CatalogneLa République catalane, oui, mais un peu plus tard
Le président indépendantiste catalan Carles Puigdemont veut dialoguer avec Madrid avant de rendre effective l'indépendance de sa région.
«J'assume le mandat selon lequel la Catalogne doit devenir un Etat indépendant sous la forme d'une République», a dit M. Puigdemont devant le Parlement de Barcelone. «Je propose de suspendre la mise en oeuvre de cette déclaration d'indépendance pour entamer des discussions afin de parvenir à une solution négociée», a-t-il ajouté.
Costume et cravate sombres, l'air grave, il a souligné la nécessité impérieuse de «réduire les tensions» dans la région et a dénoncé le refus «radical» de Madrid de négocier un référendum d'indépendance.
Revenant sur le référendum du 1er octobre, marqué par une victoire écrasante des partisans du «oui» à l'indépendance (90%), M. Puigdemont a estimé que «la Catalogne a gagné le droit d'être un Etat indépendant». Il n'a cependant pas soumis de déclaration d'indépendance au vote des élus régionaux, ce qui aurait fermé la porte à toute solution négociée.
Carles Puigdemont, le président séparatiste, doit s'exprimer devant le parlement catalan à 18h00.
Des milliers d'Espagnols, de Catalogne et d'ailleurs, ont envahi les rues de Barcelone pour manifester leur hostilité à l'indépendance de la région, une semaine après le référendum d'autodétermination interdit par Madrid.
Fermeté de Madrid
Pressé de toutes parts, l'ancien journaliste de 54 ans a ainsi semblé choisir la voie médiane: maintenir les engagements pris avec son électorat, mais garder une porte ouverte pour une solution négociée, qui s'annonce difficile.
Cet appel au dialogue risque de se heurter à la fermeté de Madrid. Dans une première réaction, le gouvernement espagnol a estimé qu'une «déclaration implicite d'indépendance (....) n'est pas admissible», a indiqué un porte-parole de l'exécutif à l'AFP.
Quelques heures plus tôt, la vice-présidente du gouvernement Soraya Saenz de Santamaria a déclaré qu'il n'y avait «pas de place pour la médiation entre la légalité et l'illégalité, entre la loi et la désobéissance, entre la démocratie et la tyrannie».
Indépendantistes déçus
Des alliés du gouvernement catalan ont pour leur part regretté une «occasion perdue de proclamer solennellement» l'indépendance.
La séance devant le Parlement a commencé dans la confusion, retardée d'une heure «en raison de contacts pour une médiation internationale», selon un porte-parole du gouvernement catalan.

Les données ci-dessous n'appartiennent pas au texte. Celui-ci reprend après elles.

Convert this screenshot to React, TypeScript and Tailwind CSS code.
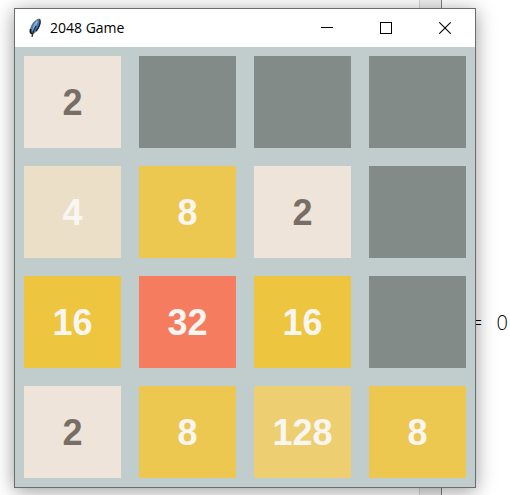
type Tile = { value: number; bg: string; fg: string };

const EMPTY: Tile = { value: 0, bg: "bg-[#838b89]", fg: "" };
const T2: Tile = { value: 2, bg: "bg-[#eee4da]", fg: "text-[#776e65]" };
const T4: Tile = { value: 4, bg: "bg-[#ebdfc8]", fg: "text-[#f9f6f2]" };
const T8: Tile = { value: 8, bg: "bg-[#ecc850]", fg: "text-[#f9f6f2]" };
const T16: Tile = { value: 16, bg: "bg-[#edc53f]", fg: "text-[#f9f6f2]" };
const T32: Tile = { value: 32, bg: "bg-[#f67c5f]", fg: "text-[#f9f6f2]" };
const T128: Tile = { value: 128, bg: "bg-[#edcf72]", fg: "text-[#f9f6f2]" };

const BOARD: Tile[] = [
  T2, EMPTY, EMPTY, EMPTY,
  T4, T8, T2, EMPTY,
  T16, T32, T16, EMPTY,
  T2, T8, T128, T8,
];

function Feather() {
  return (
    <svg viewBox="0 0 14 20" className="h-5 w-[14px]" aria-hidden="true">
      <path d="M11.500 1C8 1.500 4.500 5 3 9.500L2 13.500l1.500 2.500 3.500-1.500c2.500-2 4-5 5-9.500z" fill="#4779b5" stroke="#6b6661" strokeWidth="1" />
      <path d="M9.500 3C7 6 5.500 9 5 13" fill="none" stroke="#7db0ea" strokeWidth="2" />
      <path d="M12 1.500c.5 3-1 8-4 11.500M8 8c-2 3-3.500 6-4 11" fill="none" stroke="#24262a" strokeWidth="1.300" />
      <path d="M2.500 11v3.500l1.500 1.500" fill="none" stroke="#111" strokeWidth="1.600" />
    </svg>
  );
}

function TitleBar() {
  const button = "flex w-[59px] items-center justify-center hover:bg-gray-200";
  return (
    <header className="flex h-[38px] shrink-0 bg-white pr-px text-black">
      <div className="flex flex-1 items-center gap-2 pl-[13px]">
        <Feather />
        <h1 className="font-['Open_Sans','Noto_Sans',sans-serif] text-sm leading-5">2048 Game</h1>
      </div>
      <button type="button" aria-label="Minimize" className={button}>
        <svg viewBox="0 0 12 12" className="size-3" shapeRendering="crispEdges"><path d="M0 5.500h12" stroke="#000" /></svg>
      </button>
      <button type="button" aria-label="Maximize" className={button}>
        <svg viewBox="0 0 12 12" className="size-3" shapeRendering="crispEdges"><path d="M.5.5h11v11H.5z" fill="none" stroke="#000" /></svg>
      </button>
      <button type="button" aria-label="Close" className={button}>
        <svg viewBox="0 0 12 12" className="size-3"><path d="M.3.3l11.400 11.400M11.700.3L.3 11.700" stroke="#000" strokeWidth="1.100" /></svg>
      </button>
    </header>
  );
}

export default function App() {
  return (
    <div className="relative flex h-screen overflow-hidden bg-white">
      <div className="flex-1 bg-white" />
      <div className="w-[23px] border-x border-l-[#d4d4d4] border-r-[#808080] bg-[#f0f0f0]" />
      <div className="flex w-[68px] items-start justify-end pt-[311px] pr-[2px]">
        <p className="font-['Open_Sans','Noto_Sans',sans-serif] text-xl leading-6 font-light whitespace-pre text-black">
          =  <span className="ml-1">0</span>
        </p>
      </div>

      <main className="absolute top-2 right-[34px] bottom-[7px] left-[14px] flex flex-col border border-[#6b6d6d] bg-[#c1cdcd] shadow-[0_3px_18px_rgba(0,0,0,0.4)]">
        <TitleBar />
        <section aria-label="Board" className="grid flex-1 grid-cols-4 grid-rows-4 gap-[18px] p-[9px]">
          {BOARD.map((tile, i) => (
            <div
              key={i}
              className={`flex items-center justify-center pt-0.5 font-['Liberation_Sans',Arial,sans-serif] text-4xl font-bold ${tile.bg} ${tile.fg}`}
            >
              {tile.value > 0 ? tile.value : null}
            </div>
          ))}
        </section>
      </main>
    </div>
  );
}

Le gouvernement espagnol a aussitôt souligné qu'une médiation avec Carles Puigdemont n'était «pas envisageable». Et la rumeur d'une vidéo-conférence avec le président de la Commission européenne Jean-Claude Juncker a été démentie par Bruxelles.
Appels de l'Europe
Jusqu'à la dernière minute, l'Europe a exhorté le leader séparatiste à ne pas prendre de décision «irréversible», rappelant que l'Union européenne ne reconnaîtrait pas une Catalogne indépendante.
Le président du Conseil européen Donald Tusk a encouragé M. Puigdemont à éviter «une décision qui rendrait le dialogue impossible», redoutant «un conflit dont les conséquences seraient négatives pour les Catalans, pour l'Espagne et pour toute l'Europe». Le président français Emmanuel Macron avait souhaité une solution pacifique face à ce qu'il a qualifié de «coup de force des Catalans».
A Madrid, le chef du gouvernement conservateur Mariano Rajoy a laissé entendre ces derniers jours qu'en cas de déclaration unilatérale d'indépendance, il pourrait suspendre l'autonomie de la région, une mesure jamais appliquée en Espagne.
Mais il a d'autres instruments à sa disposition. Il a déjà pris le contrôle des finances de cette région pesant 19% du PIB du pays en septembre. Il peut aussi instaurer un état d'urgence allégé lui permettant d'agir par décrets.
Toute mesure draconienne risque cependant de provoquer des troubles en Catalogne, où huit électeurs sur dix auraient souhaité un référendum en bonne et due forme, en lieu et place de celui du 1er octobre.